Considering 4 largish drives = ~£280 + 4 port Hardware raid 10 ~£55 = ~£335

Vs

Rocketraid ~£180 + 3 largish drives (for same capacity as the above) ~£210 = ~£390 with a probable performance loss over the raid 10.

Im basically after around 1TB of storage that suffer a drive loss without data loss problems so the raid 10 option seems slightly better in my case (Obviously not for yourself with much higher storage requirements).
 
Excellent, thanks.

As another option im considering (sorry to be going in so many random directions!) I see several external raid boxes. Some support Sata2 drives to Esata.
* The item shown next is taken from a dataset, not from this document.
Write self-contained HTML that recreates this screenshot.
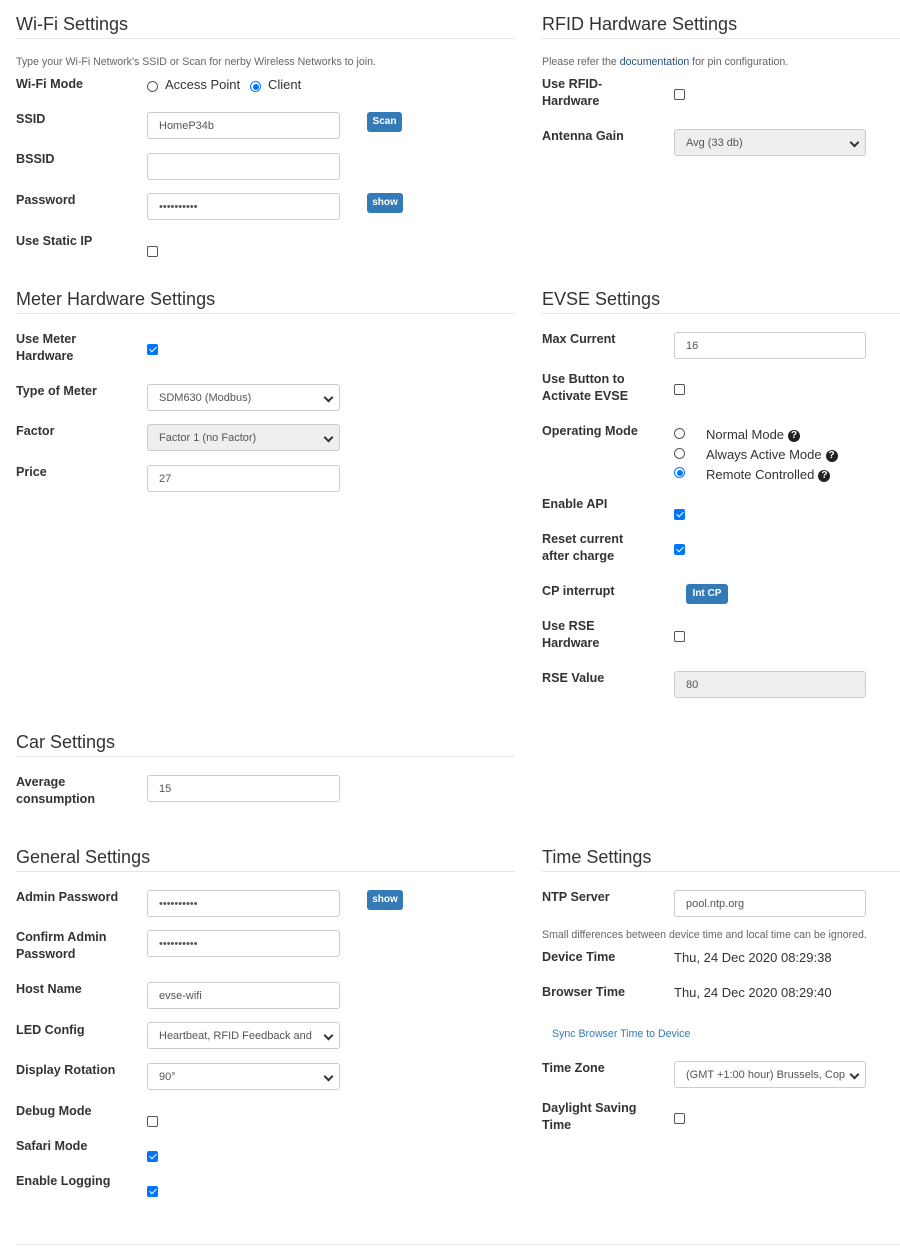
<!DOCTYPE html>
<html><head><meta charset="utf-8"><style>
body{margin:0;width:900px;height:1254px;background:#fff;font-family:"Liberation Sans",Arial,sans-serif;color:#333;position:relative;overflow:hidden}
.a{position:absolute}
h2{position:absolute;margin:0;font-weight:normal;font-size:18px;line-height:22px;color:#333}
.hr{position:absolute;height:1px;background:#e5e5e5}
.l{position:absolute;font-size:12.6px;font-weight:bold;line-height:17px;color:#333}
.i{position:absolute;box-sizing:border-box;width:193px;height:27px;border:1px solid #ccc;border-radius:3px;font-size:11px;line-height:27px;padding-left:11px;color:#555;background:#fff;white-space:nowrap;overflow:hidden}
.g{background:#eee}
.s:after{content:"";position:absolute;right:7px;top:9px;width:5px;height:5px;border-right:2px solid #333;border-bottom:2px solid #333;transform:rotate(45deg)}
.b{position:absolute;background:#337ab7;color:#fff;font-size:10px;font-weight:bold;border-radius:3px;line-height:20px;text-align:center;height:20px}
.c{position:absolute;box-sizing:border-box;width:11px;height:11px;border:1px solid #555;border-radius:2px;background:#fff}
.k{background:#0075ff;border-color:#0075ff}
.k:after{content:"";position:absolute;left:3px;top:0px;width:3px;height:6px;border-right:1.6px solid #fff;border-bottom:1.6px solid #fff;transform:rotate(45deg)}
.r{position:absolute;box-sizing:border-box;width:11px;height:11px;border:1px solid #555;border-radius:50%;background:#fff}
.rk{border:1px solid #0075ff}
.rk:after{content:"";position:absolute;left:1.5px;top:1.5px;width:6px;height:6px;border-radius:50%;background:#0075ff}
.t{position:absolute;font-size:13px;line-height:17px;color:#333}
.h{position:absolute;font-size:10.6px;line-height:14px;color:#666}
.q{display:inline-block;width:12px;height:12px;border-radius:50%;background:#222;color:#fff;font-size:10px;font-weight:bold;line-height:12px;text-align:center;vertical-align:1px;margin-left:4px}
</style></head><body>
<h2 style="left:16px;top:13px">Wi-Fi Settings</h2><div class="hr" style="left:16px;top:38px;width:499px"></div>
<div class="h" style="left:16px;top:55px">Type your Wi-Fi Network's SSID or Scan for nerby Wireless Networks to join.</div>
<div class="l" style="left:16px;top:76px">Wi-Fi Mode</div>
<div class="r" style="left:147px;top:81px"></div><div class="t" style="left:165px;top:76px">Access Point</div>
<div class="r rk" style="left:250px;top:81px"></div><div class="t" style="left:268px;top:76px">Client</div>
<div class="l" style="left:16px;top:111px">SSID</div><div class="i" style="left:147px;top:112px">HomeP34b</div><div class="b" style="left:367px;top:112px;width:35px">Scan</div>
<div class="l" style="left:16px;top:151px">BSSID</div><div class="i" style="left:147px;top:153px"></div>
<div class="l" style="left:16px;top:192px">Password</div><div class="i" style="left:147px;top:193px">••••••••••</div><div class="b" style="left:367px;top:193px;width:36px">show</div>
<div class="l" style="left:16px;top:233px">Use Static IP</div><div class="c" style="left:147px;top:246px"></div>
<h2 style="left:542px;top:13px">RFID Hardware Settings</h2><div class="hr" style="left:542px;top:38px;width:358px"></div>
<div class="h" style="left:542px;top:55px">Please refer the <span style="color:#23527c">documentation</span> for pin configuration.</div>
<div class="l" style="left:542px;top:76px">Use RFID-<br>Hardware</div><div class="c" style="left:674px;top:89px"></div>
<div class="l" style="left:542px;top:128px">Antenna Gain</div><div class="i g s" style="left:674px;top:129px;width:192px">Avg (33 db)</div>
<h2 style="left:16px;top:288px">Meter Hardware Settings</h2><div class="hr" style="left:16px;top:313px;width:499px"></div>
<div class="l" style="left:16px;top:331px">Use Meter<br>Hardware</div><div class="c k" style="left:147px;top:344px"></div>
<div class="l" style="left:16px;top:383px">Type of Meter</div><div class="i s" style="left:147px;top:384px">SDM630 (Modbus)</div>
<div class="l" style="left:16px;top:423px">Factor</div><div class="i g s" style="left:147px;top:424px">Factor 1 (no Factor)</div>
<div class="l" style="left:16px;top:464px">Price</div><div class="i" style="left:147px;top:465px">27</div>
<h2 style="left:542px;top:288px">EVSE Settings</h2><div class="hr" style="left:542px;top:313px;width:358px"></div>
<div class="l" style="left:542px;top:331px">Max Current</div><div class="i" style="left:674px;top:332px;width:192px">16</div>
<div class="l" style="left:542px;top:371px">Use Button to<br>Activate EVSE</div><div class="c" style="left:674px;top:384px"></div>
<div class="l" style="left:542px;top:423px">Operating Mode</div>
<div class="r" style="left:674px;top:428px"></div><div class="t" style="left:706px;top:426px">Normal Mode<span class="q">?</span></div>
<div class="r" style="left:674px;top:448px"></div><div class="t" style="left:706px;top:446px">Always Active Mode<span class="q">?</span></div>
<div class="r rk" style="left:674px;top:467px"></div><div class="t" style="left:706px;top:466px">Remote Controlled<span class="q">?</span></div>
<div class="l" style="left:542px;top:496px">Enable API</div><div class="c k" style="left:674px;top:509px"></div>
<div class="l" style="left:542px;top:531px">Reset current<br>after charge</div><div class="c k" style="left:674px;top:544px"></div>
<div class="l" style="left:542px;top:583px">CP interrupt</div><div class="b" style="left:686px;top:584px;width:42px">Int CP</div>
<div class="l" style="left:542px;top:618px">Use RSE<br>Hardware</div><div class="c" style="left:674px;top:631px"></div>
<div class="l" style="left:542px;top:670px">RSE Value</div><div class="i g" style="left:674px;top:671px;width:192px">80</div>
<h2 style="left:16px;top:731px">Car Settings</h2><div class="hr" style="left:16px;top:756px;width:499px"></div>
<div class="l" style="left:16px;top:774px">Average<br>consumption</div><div class="i" style="left:147px;top:775px">15</div>
<h2 style="left:16px;top:846px">General Settings</h2><div class="hr" style="left:16px;top:871px;width:499px"></div>
<div class="l" style="left:16px;top:889px">Admin Password</div><div class="i" style="left:147px;top:890px">••••••••••</div><div class="b" style="left:367px;top:890px;width:36px">show</div>
<div class="l" style="left:16px;top:929px">Confirm Admin<br>Password</div><div class="i" style="left:147px;top:930px">••••••••••</div>
<div class="l" style="left:16px;top:981px">Host Name</div><div class="i" style="left:147px;top:982px">evse-wifi</div>
<div class="l" style="left:16px;top:1022px">LED Config</div><div class="i s" style="left:147px;top:1022px">Heartbeat, RFID Feedback and</div>
<div class="l" style="left:16px;top:1062px">Display Rotation</div><div class="i s" style="left:147px;top:1063px">90°</div>
<div class="l" style="left:16px;top:1103px">Debug Mode</div><div class="c" style="left:147px;top:1116px"></div>
<div class="l" style="left:16px;top:1138px">Safari Mode</div><div class="c k" style="left:147px;top:1151px"></div>
<div class="l" style="left:16px;top:1173px">Enable Logging</div><div class="c k" style="left:147px;top:1186px"></div>
<h2 style="left:542px;top:846px">Time Settings</h2><div class="hr" style="left:542px;top:871px;width:358px"></div>
<div class="l" style="left:542px;top:889px">NTP Server</div><div class="i" style="left:674px;top:890px;width:192px">pool.ntp.org</div>
<div class="h" style="left:542px;top:928px">Small differences between device time and local time can be ignored.</div>
<div class="l" style="left:542px;top:949px">Device Time</div><div class="t" style="left:674px;top:949px">Thu, 24 Dec 2020 08:29:38</div>
<div class="l" style="left:542px;top:984px">Browser Time</div><div class="t" style="left:674px;top:984px">Thu, 24 Dec 2020 08:29:40</div>
<div class="a" style="left:552px;top:1027px;font-size:10.6px;line-height:14px;color:#337ab7">Sync Browser Time to Device</div>
<div class="l" style="left:542px;top:1060px">Time Zone</div><div class="i s" style="left:674px;top:1061px;width:192px">(GMT +1:00 hour) Brussels, Cop</div>
<div class="l" style="left:542px;top:1100px">Daylight Saving<br>Time</div><div class="c" style="left:674px;top:1113px"></div>
<div class="hr" style="left:16px;top:1244px;width:884px"></div>
</body></html>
If this was hooked up to a Sata2 connector on the mainboard would it give up to 300MB/sec or would it depend on the controller in the raid box (so in the case of a box that doesn't mention having a Esata2 connector id be capped at 150MB/sec)?

If it depends on the controller does anyone know a make/model for a suitable box? At the moment id want it for Raid1 if I was going this route so the extra throughput wouldn't be needed but as most of these enclosures support both it would a nice option to have further down the road for raid0.

If anyone knows of a 2xsata/sata2 to Esata2 controller that would likely help with my search.
 
Well aware your average (IDE/Sata) drive is lucky to push 90MB/sec so wont even touch sata port speeds. There are enclosures that do 2 drives to a raid controller to a single Esata (just google for esata raid enclosure, set it to UK only), my angle was at this point theres a chance a pair of drives in raid0 could exceed Sata port speeds.

I think my problem was not realising Esata was already specced to 300MB/sec.